The boss of housing association Family Mosaic, Brendan Sarsfield, says he is happy to talk to the promoters of the pan-London DLO, but is nervous about creating a repairs behemoth. “I don’t think in-house versus outsource is the issue: you can create the large contractor problems with a DLO.”

Despite a number of high-profile moves by associations to go in-house, Williamson says there hasn’t been a “massive shift” towards such arrangements. Even if they take off, he believes there is enough work to go around. “If you add up the number of social landlords and property, it’s £60bn of spend per annum,” he says.

And despite the harsh words he has for contractors, Douglas has an olive branch for them: “It’s important that they get back to basics: deliver to the right price and in a responsible way. It’s a significant market and it’s important that there is a mixed economy of providers.”

Business models

Responsive repairs covers ad hoc jobs as opposed to planned maintenance and refurbishment, which is normally covered by a different set of contracts. The key to a successful repairs operation, which is rolling rather than project work, is organisation, says Affinity Sutton’s McCall.

“Responsive maintenance is about logistics: getting the right people with the right equipment to the right place. It’s all about scheduling.”

Contracts are usually let over several years. Five years is generally the minimum desirable length for a contract, says Osborne’s Hughes: “Any less than that doesn’t enable contractors to mobilise.” The nature of repairs and maintenance means it is more likely to be delivered by directly employed staff as opposed to subcontractors, which means they have to be recruited and trained. “Repairs and maintenance is not something you can pop in and out again after six months,” he says.

Despite the low margins on offer from repairs and maintenance, the predictable nature of the work helps to explain why contractors are interested in such jobs.

Willmott Dixon’s Williamson says: “You have certainty as long as you perform. Future order books stretch further into the future than project order books. This work will always be required, this has to be done to keep houses up to standard.”
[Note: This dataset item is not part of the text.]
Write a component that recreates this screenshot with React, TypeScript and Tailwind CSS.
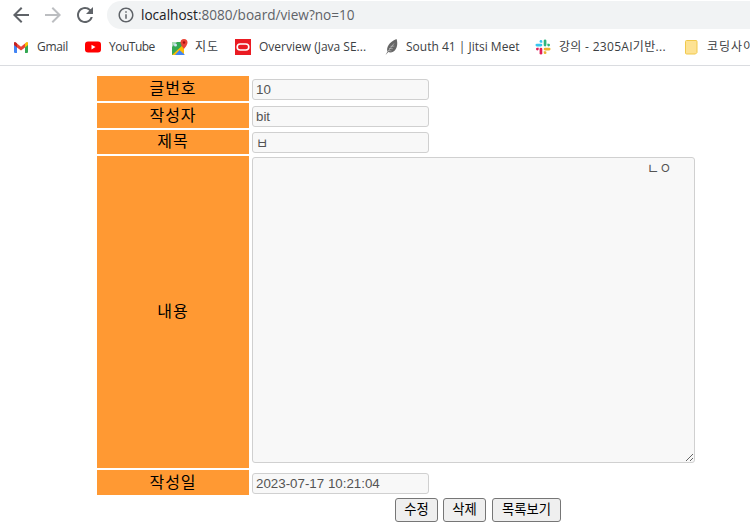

Family Mosaic: Choosing a mix of contractors

Until last year, the north London-based Family Mosaic housing association had a sole supplier repairs and maintenance arrangement with Mears. However, strains in the relationship led the two organisations to part company in March last year.

Now Family Mosaic no longer has a single, dominant supplier – 15% of the association’s responsive repairs work is carried out in-house with the rest performed by a variety of SME contractors.

Having a mix of contractors enables Family Mosaic to benchmark one against the others, says chief executive Brendan Sarsfield.

The arrangement has started well, he says, pointing to a halving in the number of orders for repairs issued over the last 12 months. “We were having problems with repeats: things are being done right first time rather than having to go back,” says Sarsfield, who adds that complaints are down by more than 50%.

But he is wary about the idea of taking all of the association’s work in-house. “We don’t want to make the same mistake of putting all our eggs in one basket.”